There, Ms. Bromley worked with Katie Beers, age 9 and already the victim of neglect and abuse. Katie was abducted and held captive in an underground prison for 17 days back in 1992. She went to live with a new family, where the East Hampton community protected her, and worked with Ms. Bromley for years.

The fact that Ms. Terry, now in her 80s, told police a secret she’d kept for 51 years at all is surprising, according to Ms. Bromley.

“For her to be able to come forward, she needs a lot of support — everything she didn’t get back then,” she told me.

Back in the mid-1960s, domestic violence was neither prosecuted nor talked about openly. What happened in your own house was your business. Men were seen as having the right to discipline their wives and children and no one questioned it. The 1967 beating that led to Mr. Boken’s arrest certainly was not the first. His arrest and removal to an institution might never have happened had he not been the focus of a state police investigation.

Police had no training in those days on handling incidents involving married couples. There were no domestic incident reports and no pro-arrest policies — both which are now standard practice in Suffolk County.

Current Southold Town Police Chief Martin Flatley said it wasn’t until long after he joined the force 38 years ago that the Suffolk County Police Academy gave officers training in domestic violence, which includes de-escalation techniques, how to split two parties up, calling for backup and presenting options following a domestic incident.

Today, Southold police automatically refer victims to the Retreat for follow-up.

In 2017, Southold police responded to 282 domestic incidents, 95 of which resulted in criminal charges.
Often, one partner doesn’t want the other arrested, but police practices have come so far that nowadays, in certain cases, the complaining party has no choice. Arrests are mandatory. “It’s definitely swung in the other direction,” Chief Flatley said.
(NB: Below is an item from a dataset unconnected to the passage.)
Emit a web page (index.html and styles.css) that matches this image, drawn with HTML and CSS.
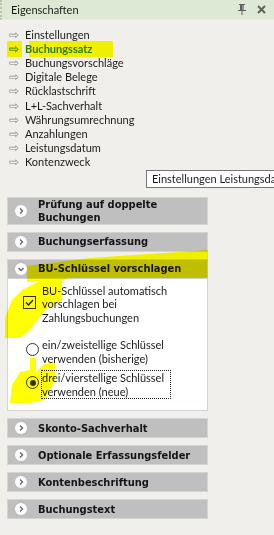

In a situation strikingly similar to Ms. Terry’s, a man named Rudolph Hoff was arrested and convicted of the brutal 1954 murder of Kathryn Ann Damm in Copiague 26 years later, thanks to damning testimony from his abused ex-wife. She finally came forward to testify in court that she had found her husband in the bathroom on the night of the murder washing blood off himself.

“If one wonders why certain women might keep silent about the terror of abuse then just remember these words: shame, isolation, lack of support, PTSD and intense fear,” Ms. Bromley said.

In the story of small-town indifference to a woman’s disappearance, it’s important to remember that domestic violence is at the core of the events. And that the murdered woman wasn’t the only victim. No one involved — not Louise; her daughter, Sandy; or the former Mrs. Boken — received any community support.

Sandy saw her mother physically and emotionally abused by her father, as she was herself, both before and after Louise vanished.

I think it’s hard for women of my own generation to understand how women could have lived like this. But, remember: There were no options then. Think of all the services available now — and think of how many women still live in constant fear.

Ms. Bromley pointed out to me that after Louise went missing, her daughter, now Sandy Blampied, would at the very least have gotten counseling. “She would have been held by the community.”

I think of Ms. Terry and Ms. Blampied spending more than a half-century on two very different, but similarly lonely, paths.

The community needs to rally around both of them. Ms. Bromley believes Ms. Terry was brave to finally come forward with the information, and so do I. People find their voices at different times, she told me.

To see your husband bury a body, knowing he could do the same to you — what would that do to you?

We have to find compassion for her. Certainly, none was available to her back then. There were no support services. There was no understanding community to envelop her. I just hope that now, she will get the support she needs — and deserves.